» Exercise brief: Look for "React" in the listing below. Gather each line that contains it.
━━━━━━━━
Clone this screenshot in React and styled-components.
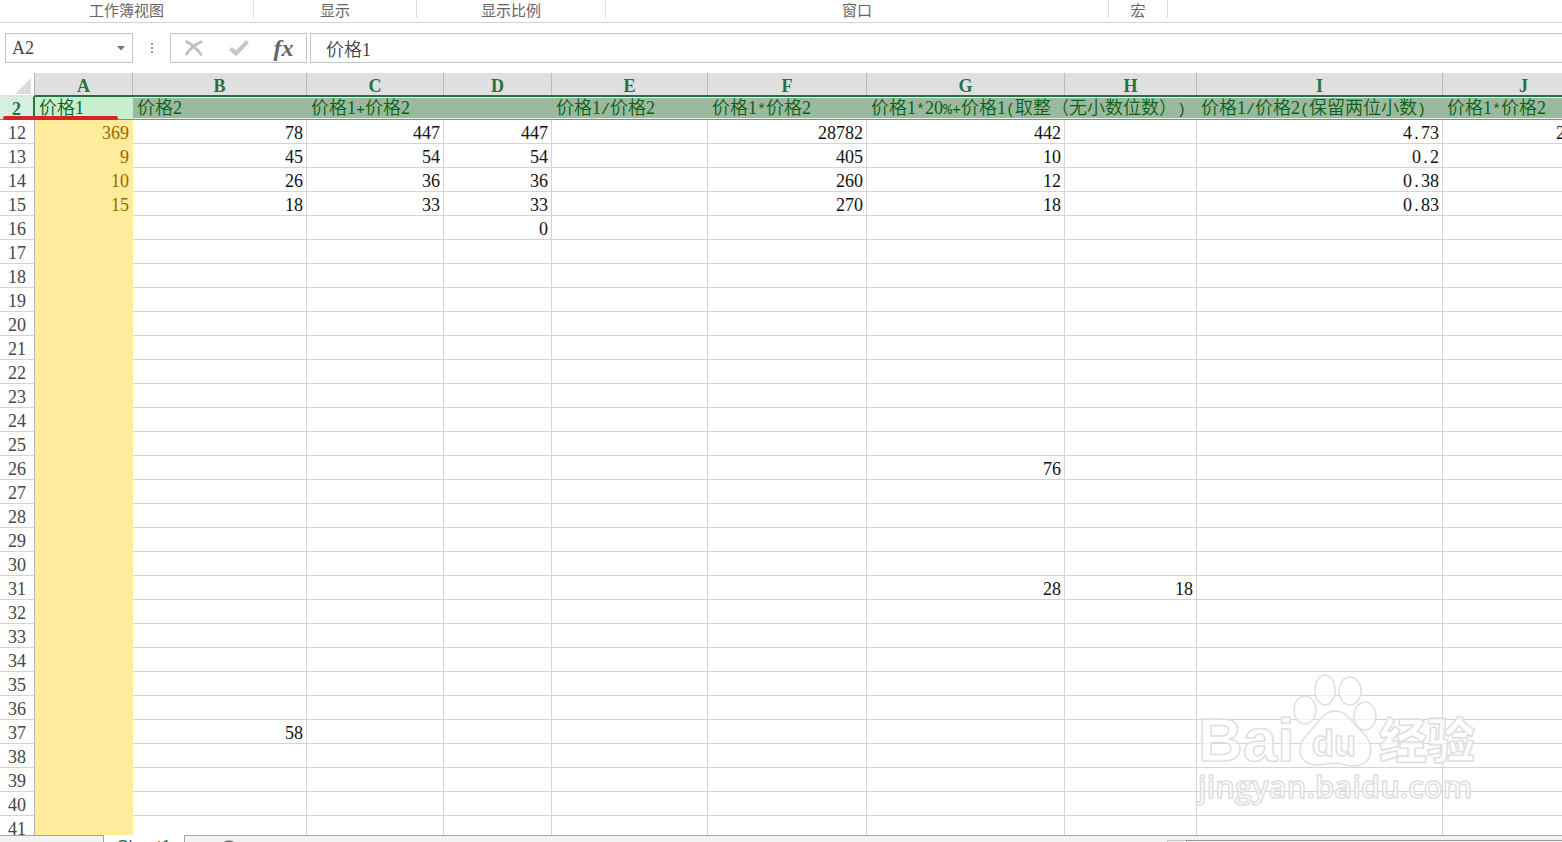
import React, { useState } from 'react'
import styled, { createGlobalStyle } from 'styled-components'

const GlobalStyle = createGlobalStyle`
  * {
    box-sizing: border-box;
  }
  body {
    margin: 0;
    overflow: hidden;
    background: #fff;
  }
`

const Page = styled.div`
  display: flex;
  flex-direction: column;
  height: 100vh;
  color: #111;
  font-family: 'Liberation Serif', 'Noto Sans CJK SC', serif;
  font-size: 18px;
  text-spacing-trim: space-all;
`

const Ribbon = styled.div`
  display: flex;
  align-items: flex-start;
  height: 23px;
  border-bottom: 1px solid #d4d4d4;
`

const Group = styled.div`
  width: ${props => props.$width}px;
  height: 18px;
  border-right: 1px solid #dcdcdc;
  color: #666;
  font-family: 'Noto Sans CJK SC', sans-serif;
  font-size: 15px;
  line-height: 20px;
  text-align: center;
`

const FormulaBar = styled.div`
  display: flex;
  height: 50px;
  padding: 10px 0 10px 5px;
`

const Box = styled.div`
  display: flex;
  align-items: center;
  border: 1px solid #c3c3c3;
`

const NameBox = styled(Box)`
  width: 128px;
`

const BarInput = styled.input`
  flex: 1;
  min-width: 0;
  height: 100%;
  padding: 0 0 0 ${props => props.$indent}px;
  border: none;
  outline: none;
  background: none;
  color: #444;
  font: inherit;
  font-weight: 350;
`

const BarButton = styled.button`
  display: flex;
  align-items: center;
  justify-content: center;
  width: ${props => props.$width}px;
  height: 100%;
  padding: 0;
  border: none;
  background: none;
  color: #666;
  font: italic bold 24px/24px 'Liberation Serif', serif;
`

const Dots = styled.div`
  display: flex;
  flex-direction: column;
  justify-content: center;
  align-items: center;
  gap: 2px;
  width: 37px;
`

const Dot = styled.i`
  width: 2px;
  height: 2px;
  background: #a0a0a0;
`

const Tools = styled(Box)`
  width: 137px;
  margin-right: 3px;
`

const FormulaBox = styled(Box)`
  flex: 1;
  border-right: none;
`

const SheetArea = styled.div`
  position: relative;
  flex: 1;
  min-height: 0;
  overflow: hidden;
`

const Grid = styled.table`
  width: 1605px;
  table-layout: fixed;
  border-collapse: separate;
  border-spacing: 0;
`

const Corner = styled.th`
  height: 22px;
  padding: 0 3px 1px 0;
  border-right: 1px solid #b5b5b5;
  vertical-align: bottom;
  svg {
    display: block;
    margin-left: auto;
  }
`

const ColHead = styled.th`
  height: 22px;
  padding: 4px 0 0;
  border-right: 1px solid #b9b9b9;
  background: #e0e0e0;
  color: #217346;
  line-height: 18px;
`

const RowHead = styled.th`
  height: 24px;
  padding: 3px 0 0;
  border-right: 1px solid #b5b5b5;
  border-bottom: 1px solid #d4d4d4;
  color: #444;
  font-weight: normal;
  line-height: 20px;
`

const ActiveRowHead = styled(RowHead)`
  height: 25px;
  padding-top: 2px;
  border-top: 2px solid #e0e0e0;
  border-right: 2px solid #217346;
  border-bottom-color: #888;
  background: #d3f0e0;
  color: #217346;
  font-weight: bold;
`

const TitleCell = styled.td`
  height: 25px;
  padding: 0 0 0 4px;
  border-top: 2px solid #217346;
  border-bottom: 1px solid #888;
  background: ${props => (props.$active ? '#c6efce' : '#9bb99f')};
  box-shadow: ${props => (props.$active ? 'none' : 'inset 0 1px #e4efe6, inset 0 -1px #e4efe6')};
  color: #0b5f14;
  font-weight: 350;
  line-height: 22px;
  white-space: nowrap;
`

const Cell = styled.td`
  height: 24px;
  padding: 3px 3px 0 0;
  border-right: 1px solid ${props => (props.$marked ? '#ffeb9c' : '#d4d4d4')};
  border-bottom: 1px solid ${props => (props.$marked ? '#ffeb9c' : '#d4d4d4')};
  background: ${props => (props.$marked ? '#ffeb9c' : '#fff')};
  color: ${props => (props.$marked ? '#9c6500' : '#111')};
  line-height: 20px;
  text-align: right;
`

const Sign = styled.span`
  font-family: 'Liberation Mono', monospace;
  font-size: 15px;
  line-height: 1;
`

const RedLine = styled.div`
  position: absolute;
  left: 3px;
  top: 43px;
  width: 115px;
  height: 4px;
  border-radius: 2px;
  background: #d62422;
`

const Watermark = styled.svg`
  position: absolute;
  left: 1190px;
  top: 597px;
  pointer-events: none;
`

const SheetBar = styled.div`
  display: flex;
  height: 7px;
  overflow: hidden;
`

const BarFill = styled.div`
  width: ${props => props.$width}px;
  flex: ${props => (props.$width ? 'none' : 1)};
  padding-left: 34px;
  border-top: 1px solid #a6a6a6;
  background: #f3f3f3;
`

const SheetTab = styled.button`
  width: 82px;
  height: 24px;
  padding: 0;
  border: 1px solid #a6a6a6;
  border-width: 0 1px;
  background: #fff;
  color: #217346;
  font: 17px/18px 'Liberation Sans', sans-serif;
`

const ScrollBar = styled.div`
  display: flex;
  width: 395px;
  padding-top: 4px;
  border-top: 1px solid #a6a6a6;
  background: #f3f3f3;
`

const ScrollArrow = styled.div`
  width: 19px;
  height: 20px;
  border: 1px solid #c8c8c8;
  border-right: none;
`

const Track = styled.div`
  flex: 1;
  height: 20px;
  border: 1px solid #999;
  border-right: none;
`

const groups = [
  ['工作簿视图', 254],
  ['显示', 163],
  ['显示比例', 189],
  ['窗口', 503],
  ['宏', 59],
]

const columns = [
  ['A', 98, '价格1'],
  ['B', 174, '价格2'],
  ['C', 137, '价格1+价格2'],
  ['D', 108, ''],
  ['E', 156, '价格1/价格2'],
  ['F', 159, '价格1*价格2'],
  ['G', 198, '价格1*20%+价格1(取整（无小数位数）)'],
  ['H', 132, ''],
  ['I', 246, '价格1/价格2(保留两位小数)'],
  ['J', 162, '价格1*价格2'],
]

const values = {
  12: { A: '369', B: '78', C: '447', D: '447', F: '28782', G: '442', I: '4.73', J: '28782' },
  13: { A: '9', B: '45', C: '54', D: '54', F: '405', G: '10', I: '0.2' },
  14: { A: '10', B: '26', C: '36', D: '36', F: '260', G: '12', I: '0.38' },
  15: { A: '15', B: '18', C: '33', D: '33', F: '270', G: '18', I: '0.83' },
  16: { D: '0' },
  26: { G: '76' },
  31: { G: '28', H: '18' },
  37: { B: '58' },
}

const rows = Array.from({ length: 30 }, (_, i) => i + 12)

// signs take the same half-width advance as the digits
function Text({ children = '' }) {
  return children.split(/([-+*/%().])/).map((part, i) => (i % 2 ? <Sign key={i}>{part}</Sign> : part))
}

function BaiduMark() {
  return (
    <Watermark width="300" height="150" viewBox="0 0 300 150" aria-hidden="true">
      <g fill="#fff" fillOpacity="0.7" stroke="#dedede" strokeWidth="1.5" strokeLinejoin="round">
        <text x="8" y="91" fontFamily="Liberation Sans" fontWeight="bold" fontSize="62">Bai</text>
        <ellipse cx="115" cy="40" rx="11" ry="14" />
        <ellipse cx="135" cy="20" rx="10" ry="15" />
        <ellipse cx="160" cy="21" rx="11" ry="14" />
        <ellipse cx="175" cy="46" rx="11" ry="14" />
        <path d="M145 41c-8 0-13 5-18 12-6 9-17 15-17 27 0 10 8 15 17 15 8 0 11-2 18-2s10 3 18 3c10 0 18-6 18-16 0-12-10-18-17-27-6-7-11-12-19-12z" />
        <text x="122" y="86" fontFamily="Liberation Sans" fontWeight="bold" fontSize="36">du</text>
        <text x="189" y="88" fontFamily="Noto Sans CJK SC" fontWeight="900" fontSize="48">经验</text>
        <text x="8" y="128" fontFamily="Open Sans" fontWeight="600" fontSize="31">jingyan.baidu.com</text>
      </g>
    </Watermark>
  )
}

export default function App() {
  const [cellName, setCellName] = useState('A2')
  const [formula, setFormula] = useState('价格1')

  return (
    <Page>
      <GlobalStyle />
      <Ribbon>
        {groups.map(([name, width]) => (
          <Group key={name} $width={width}>{name}</Group>
        ))}
      </Ribbon>

      <FormulaBar>
        <NameBox>
          <BarInput aria-label="名称框" $indent={6} value={cellName} onChange={e => setCellName(e.target.value)} />
          <BarButton $width={22} aria-label="展开名称">
            <svg width="8" height="5" viewBox="0 0 8 5"><path d="M0 0h8L4 4.5z" fill="#777" /></svg>
          </BarButton>
        </NameBox>
        <Dots><Dot /><Dot /><Dot /></Dots>
        <Tools>
          <BarButton $width={46} aria-label="取消">
            <svg width="18" height="16" viewBox="0 0 18 16">
              <path d="M1.5 1.5C6 4 12 9 16 14.5M16 2C11 4 5 9 1.5 14" fill="none" stroke="#c0c0c0" strokeWidth="2.8" strokeLinecap="round" />
            </svg>
          </BarButton>
          <BarButton $width={44} aria-label="输入">
            <svg width="20" height="16" viewBox="0 0 20 16">
              <path d="M1.5 8.5L7 13.5 18.5 1.5" fill="none" stroke="#c6c6c6" strokeWidth="4" />
            </svg>
          </BarButton>
          <BarButton $width={45} aria-label="插入函数">fx</BarButton>
        </Tools>
        <FormulaBox>
          <BarInput aria-label="编辑栏" $indent={15} value={formula} onChange={e => setFormula(e.target.value)} />
        </FormulaBox>
      </FormulaBar>

      <SheetArea>
        <Grid>
          <colgroup>
            <col width="35" />
            {columns.map(([name, width]) => <col key={name} width={width} />)}
          </colgroup>
          <thead>
            <tr>
              <Corner aria-label="全选">
                <svg width="16" height="16" viewBox="0 0 16 16"><path d="M16 0v16H0z" fill="#dcdcdc" /></svg>
              </Corner>
              {columns.map(([name]) => <ColHead key={name} scope="col">{name}</ColHead>)}
            </tr>
          </thead>
          <tbody>
            <tr>
              <ActiveRowHead scope="row">2</ActiveRowHead>
              {columns.filter(([name]) => name !== 'D' && name !== 'H').map(([name, , title]) => (
                <TitleCell key={name} $active={name === 'A'} colSpan={name === 'C' || name === 'G' ? 2 : 1}>
                  <Text>{title}</Text>
                </TitleCell>
              ))}
            </tr>
            {rows.map(row => (
              <tr key={row}>
                <RowHead scope="row">{row}</RowHead>
                {columns.map(([name]) => (
                  <Cell key={name} $marked={name === 'A'}>
                    <Text>{values[row]?.[name]}</Text>
                  </Cell>
                ))}
              </tr>
            ))}
          </tbody>
        </Grid>
        <RedLine />
        <BaiduMark />
      </SheetArea>

      <SheetBar>
        <BarFill $width={103} />
        <SheetTab>Sheet1</SheetTab>
        <BarFill>
          <svg width="20" height="20" viewBox="0 0 20 20">
            <circle cx="10" cy="13" r="8" fill="none" stroke="#777" strokeWidth="1.5" />
          </svg>
        </BarFill>
        <ScrollBar><ScrollArrow /><Track /></ScrollBar>
      </SheetBar>
    </Page>
  )
}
━━━━━━━━
» Answer to this problem:
Clone this screenshot in React and styled-components.
import React, { useState } from 'react'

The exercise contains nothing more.